Lubavitch Chabad in Illinois raising money to help New Jersey victims

Data pix.

CHICAGO — A Jewish organization in Chicago is raising money to help the children of the victims of the deadly New Jersey shooting.

Prosecutors are now calling that shooting rampage, that left four people dead, an act of domestic terrorism. Investigators said the two shooters expressed anti-Semitic views on social media, and they are treating the shooting as a hate crime. The shooters targeted police and then opened fire inside a kosher supermarket.

Police do not believe anyone else was involved in planning the attack.

Funeral services for Jersey City Police Detective Joseph Seals will be held next week.

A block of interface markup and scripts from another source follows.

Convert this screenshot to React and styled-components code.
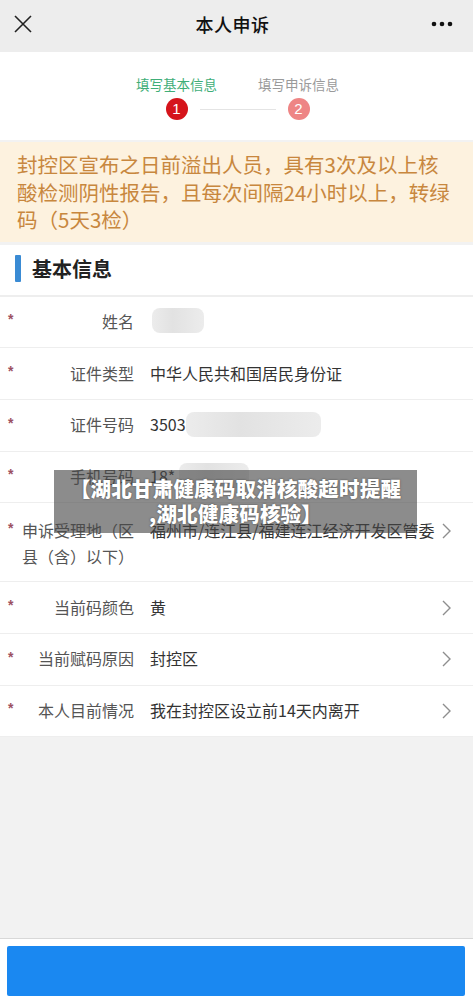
import React from "react";
import styled, { createGlobalStyle } from "styled-components";

const Global = createGlobalStyle`
  html, body { margin: 0; padding: 0; background: #f2f2f2; }
  body { font-family: "Noto Sans CJK SC", "Noto Sans", sans-serif; }
  * { box-sizing: border-box; }
`;

const Page = styled.div`
  position: relative;
  width: 473px;
  height: 1004px;
  display: flex;
  flex-direction: column;
  background: #f2f2f2;
  overflow: hidden;
`;

const Header = styled.div`
  height: 52px;
  background: #ededed;
  display: flex;
  align-items: center;
  justify-content: space-between;
  padding: 0 20px 4px 12px;
`;

const Title = styled.div`
  font-size: 18px;
  font-weight: 500;
  color: #111;
  letter-spacing: 0.5px;
`;

const IconBtn = styled.div`
  width: 22px;
  height: 22px;
  display: flex;
  align-items: center;
  justify-content: center;
`;

const Steps = styled.div`
  background: #fff;
  height: 88px;
  display: flex;
  justify-content: center;
  align-items: flex-start;
  padding: 23px 0 0 2px;
  gap: 36px;
`;

const Step = styled.div`
  display: flex;
  flex-direction: column;
  align-items: center;
  gap: 5px;
  position: relative;
  width: 86px;
`;

const StepLabel = styled.div`
  font-size: 13.5px;
  line-height: 18px;
  color: ${(p) => (p.$active ? "#3fae78" : "#9a9a9a")};
  white-space: nowrap;
`;

const StepDot = styled.div`
  width: 22px;
  height: 22px;
  border-radius: 50%;
  background: ${(p) => (p.$active ? "#d5141b" : "#ee8585")};
  color: #fff;
  font-size: 15px;
  line-height: 22px;
  text-align: center;
  font-family: "Liberation Sans", sans-serif;
`;

const StepLine = styled.div`
  position: absolute;
  top: 34px;
  left: 66px;
  width: 76px;
  height: 1px;
  background: #e4e4e4;
`;

const Notice = styled.div`
  background: #fdf2df;
  color: #c8873e;
  font-size: 20.5px;
  line-height: 27.5px;
  padding: 9px 14px 8px 17px;
  margin-top: 2px;
`;

const SectionHead = styled.div`
  background: #fff;
  height: 52px;
  margin-top: 3px;
  display: flex;
  align-items: center;
  padding: 0 0 2px 15px;
  gap: 11px;
  border-bottom: 2px solid #eeeeee;
`;

const Bar = styled.div`
  width: 6px;
  height: 27px;
  background: #3a8bd4;
  border-radius: 1px;
`;

const SectionTitle = styled.div`
  font-size: 20px;
  font-weight: 700;
  color: #222;
`;

const List = styled.div`
  background: #fff;
`;

const Row = styled.div`
  display: flex;
  align-items: ${(p) => (p.$tall ? "flex-start" : "center")};
  min-height: 51.7px;
  padding: ${(p) => (p.$tall ? "14px 22px 12px 8px" : "0 22px 2px 8px")};
  border-bottom: 1.5px solid #eeeeee;
  position: relative;
  font-size: 16px;
  line-height: 26px;
`;

const Star = styled.span`
  width: 14px;
  flex: none;
  color: #9c5062;
  font-size: 14px;
  font-weight: 700;
  align-self: ${(p) => (p.$tall ? "flex-start" : "center")};
  margin-top: ${(p) => (p.$tall ? "-2px" : "-3px")};
  font-family: "Liberation Sans", sans-serif;
`;

const Label = styled.div`
  width: 112px;
  flex: none;
  text-align: right;
  color: #555;
`;

const TallLabel = styled.div`
  color: #555;
  width: 112px;
  flex: none;
`;

const Value = styled.div`
  flex: 1;
  color: #333;
  margin-left: 16px;
  white-space: nowrap;
  overflow: hidden;
  display: flex;
  align-items: center;
`;

const TallValue = styled(Value)`
  position: absolute;
  left: 150px;
  right: 38px;
  top: 14px;
  margin: 0;
`;

const Blur = styled.span`
  display: inline-block;
  width: ${(p) => p.$w}px;
  height: 25px;
  border-radius: 8px;
  background: linear-gradient(90deg, #ececec, #e2e2e2 40%, #ececec);
  margin-left: ${(p) => p.$ml || 0}px;
`;

const Chevron = styled.div`
  position: absolute;
  right: 22px;
  top: ${(p) => (p.$tall ? "20px" : "50%")};
  transform: ${(p) => (p.$tall ? "none" : "translateY(-50%)")};
  width: 9px;
  height: 16px;
  display: flex;
`;

const Fill = styled.div`
  flex: 1;
  background: #f2f2f2;
  border-bottom: 1px solid #d8d8d8;
  box-shadow: 0 1px 2px rgba(0, 0, 0, 0.08);
`;

const Footer = styled.div`
  height: 65px;
  background: #fff;
  padding: 7px 8px 8px 7px;
  display: flex;
`;

const Submit = styled.button`
  flex: 1;
  border: none;
  background: #1a88f1;
  border-radius: 2px;
  height: 50px;
`;

const Overlay = styled.div`
  position: absolute;
  left: 54px;
  top: 470px;
  width: 363px;
  height: 63px;
  background: rgba(70, 70, 70, 0.62);
  color: #fff;
  font-weight: 900;
  font-size: 20.5px;
  line-height: 25px;
  text-align: center;
  padding-top: 6px;
  text-shadow: 0 0 2px rgba(0, 0, 0, 0.5);
  letter-spacing: 0.2px;
`;

const ChevronIcon = () => (
  <svg width="9" height="16" viewBox="0 0 9 16">
    <path d="M1 1 L8 8 L1 15" fill="none" stroke="#8e8e8e" strokeWidth="1.4" />
  </svg>
);

const rows = [
  { label: "姓名", value: <Blur $w={52} $ml={2} /> },
  { label: "证件类型", value: "中华人民共和国居民身份证" },
  {
    label: "证件号码",
    value: (
      <>
        3503
        <Blur $w={135} />
      </>
    ),
  },
  {
    label: "手机号码",
    value: (
      <>
        18*
        <Blur $w={70} $ml={4} />
      </>
    ),
  },
];

const rows2 = [
  { label: "当前码颜色", value: "黄" },
  { label: "当前赋码原因", value: "封控区" },
  { label: "本人目前情况", value: "我在封控区设立前14天内离开" },
];

export default function App() {
  return (
    <Page>
      <Global />
      <Header>
        <IconBtn>
          <svg width="20" height="20" viewBox="0 0 20 20">
            <path d="M2 2 L18 18 M18 2 L2 18" stroke="#222" strokeWidth="1.6" />
          </svg>
        </IconBtn>
        <Title>本人申诉</Title>
        <IconBtn>
          <svg width="22" height="6" viewBox="0 0 22 6">
            <circle cx="3" cy="3" r="2.3" fill="#111" />
            <circle cx="11" cy="3" r="2.3" fill="#111" />
            <circle cx="19" cy="3" r="2.3" fill="#111" />
          </svg>
        </IconBtn>
      </Header>
      <Steps>
        <Step>
          <StepLabel $active>填写基本信息</StepLabel>
          <StepDot $active>1</StepDot>
          <StepLine />
        </Step>
        <Step>
          <StepLabel>填写申诉信息</StepLabel>
          <StepDot>2</StepDot>
        </Step>
      </Steps>
      <Notice>
        封控区宣布之日前溢出人员，具有3次及以上核
        <br />
        酸检测阴性报告，且每次间隔24小时以上，转绿
        <br />
        码（5天3检）
      </Notice>
      <SectionHead>
        <Bar />
        <SectionTitle>基本信息</SectionTitle>
      </SectionHead>
      <List>
        {rows.map((r) => (
          <Row key={r.label}>
            <Star>*</Star>
            <Label>{r.label}</Label>
            <Value>{r.value}</Value>
          </Row>
        ))}
        <Row $tall>
          <Star $tall>*</Star>
          <TallLabel>申诉受理地（区县（含）以下）</TallLabel>
          <TallValue>福州市/连江县/福建连江经济开发区管委会</TallValue>
          <Chevron $tall>
            <ChevronIcon />
          </Chevron>
        </Row>
        {rows2.map((r) => (
          <Row key={r.label}>
            <Star>*</Star>
            <Label>{r.label}</Label>
            <Value>{r.value}</Value>
            <Chevron>
              <ChevronIcon />
            </Chevron>
          </Row>
        ))}
      </List>
      <Fill />
      <Footer>
        <Submit aria-label="提交" />
      </Footer>
      <Overlay>
        【湖北甘肃健康码取消核酸超时提醒
        <br />
        ,湖北健康码核验】
      </Overlay>
    </Page>
  );
}
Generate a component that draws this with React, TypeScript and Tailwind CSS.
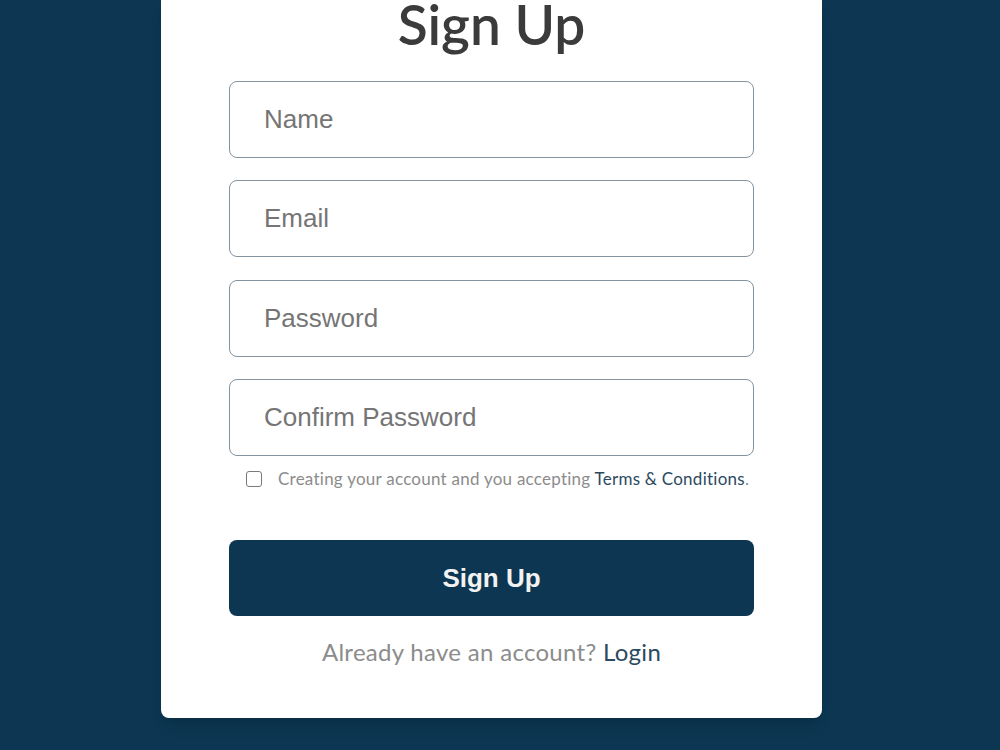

Among the other victims were Mindy Ferencz, a 31-year-old mother of three who owned the kosher market with her husband, a store employee identified by police as 49-year-old Douglas Miguel Rodriguez and 24-year-old Moshe Deutsch, a deli customer who was the son of a prominent Jewish community leader in Brooklyn.

The owners of the deli who died inside the store were parents whose children are now orphaned. As a result, Lubavitch Chabad in Illinois has launched an initiative to help and comfort them.

Rabbi Baruch Epstein is the director of community outreach for Lubuvitch Chabad of Illinois. He said the Jewish community in New Jersey is like many you find in Chicago and the suburbs.

He and others in the community are now spearheading a toy drive for the children of the shooting victims and kids in general in the affected by the trauma. Hanukkah begins at sundown on Dec. 22.

"Whenever we see something negative darkness that’s a call did you something positive and add light. We are here to bring light," Epstein said.

Instead of sending toys, the organization is accepting monetary donations and will send 100% of the money collected to the Chabad center in nearby Hoboken that services the Jewish community in that area.

"For the children whose parents were murdered of course nothing could ever replace them, but maybe for maybe a little bit light will prevent them from seeing the world as just a dark place," Epstein said.